Thursday, 13 November 2014

13 November 1312: The Birth of Edward III

On 13 November 1312, future king Edward III was born at Windsor Castle to Edward II of England and his teenage wife, Isabella of France. Contemporaries wrote that 'on the feast of St Brice in the sixth year of the reign of our lord King Edward, second of that name after the Conquest', the firstborn son to the king and queen of England was born after four years of marriage.

Edward displaced his uncle Thomas of Brotherton as heir to the throne of England. He was only one of two sons born to King Edward and Queen Isabella (the second, John of Eltham, was born in 1316 and died in 1336). Edward would become one of England's greatest kings; in the words of historian Ian Mortimer, 'the father of the English nation'. He was, and is, renowned for his military successes and for restoring royal authority after the decisive and conflict-riven reign of his father. 

Edward II's contemporary biographer, the Vita Edwardi Secundi, commented shortly after the birth of Prince Edward that the king's reign had enjoyed only two positives: the prestigious marriage to Isabella and the birth of a prince. These years experienced factional conflict and tensions at court resulting from Edward II's close relationship with Piers Gaveston. Although historians continue to disagree about its exact nature, they generally agree that Edward courted danger through his obvious preference for the company of Piers, to the detriment of the barons at court. Piers was brutally murdered five months before the birth of Prince Edward, in June 1312, and Edward II was keen to exact revenge upon the murderers of his beloved favourite.

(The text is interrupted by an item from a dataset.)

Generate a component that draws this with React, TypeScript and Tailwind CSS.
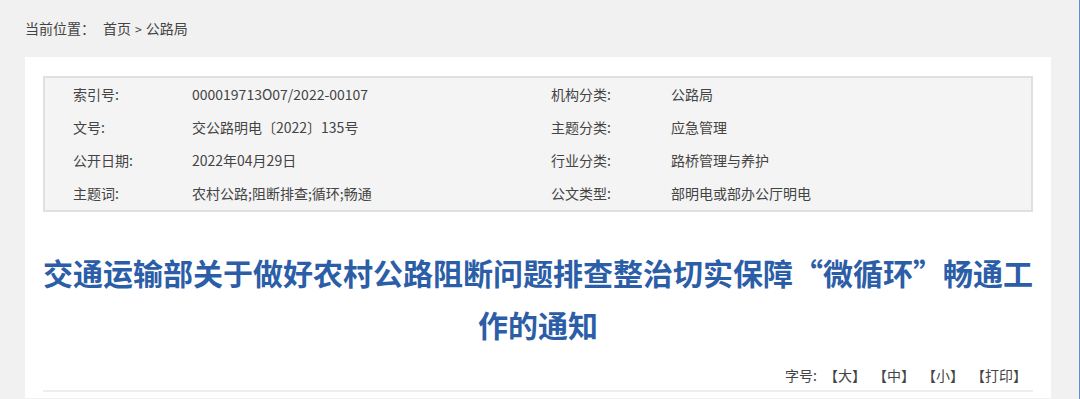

Above: Edward II of England and Isabella of France. The image of Edward is not contemporary.

Both the king and queen seem to have reacted with natural delight upon the birth of their son. The birth of a male heir offered the promise of a degree of stability and hope in a fractured, divided realm. On 16 November, the prince was baptised in the chapel of St Edward the Confessor at Windsor Castle by the cardinal-bishop of St Prisca, Arnaud Nouvel. The prince had seven godfathers: Arnaud d'Aux, bishop of Poitiers and papal envoy; John Droxford, bishop of Bath and Wells; Walter Reynolds, bishop of Worcester; Louis, count of Evreux, great-uncle of the prince; John of Brittany, earl of Richmond; Aymer de Valence, earl of Pembroke; and Hugh Despenser the Elder (who, of course, would be executed fourteen years later in the midst of Isabella's attempt to depose her husband). 

The French delegation had sought for the prince to be named Louis, but the English refused, and the prince was named after his father and grandfather. Contemporary chroniclers stated that Edward's birth brought some happiness to the king, who continued to grieve for Piers. The queen sent a letter to the city of London announcing the joyous news of the birth of an heir, and the city celebrated in style with dancing and drinking significant quantities of free wine for a week. Edward was raised to the earldom of Chester by his father and was granted numerous castles and manors alongside his own household. The queen was also rewarded with grants of lands in Kent, Oxfordshire, Derbyshire and Northamptonshire.

In early 1327, at the age of only fourteen, Edward would accede to the throne as Edward III of England following the deposition, or abdication (there is some controversy), of his father Edward II, who may or may not have died at Berkeley Castle in September of the same year. Edward III enjoyed a glorious reign that lasted fifty years. He died in 1377, aged sixty-four, and was succeeded by his grandson, Richard II.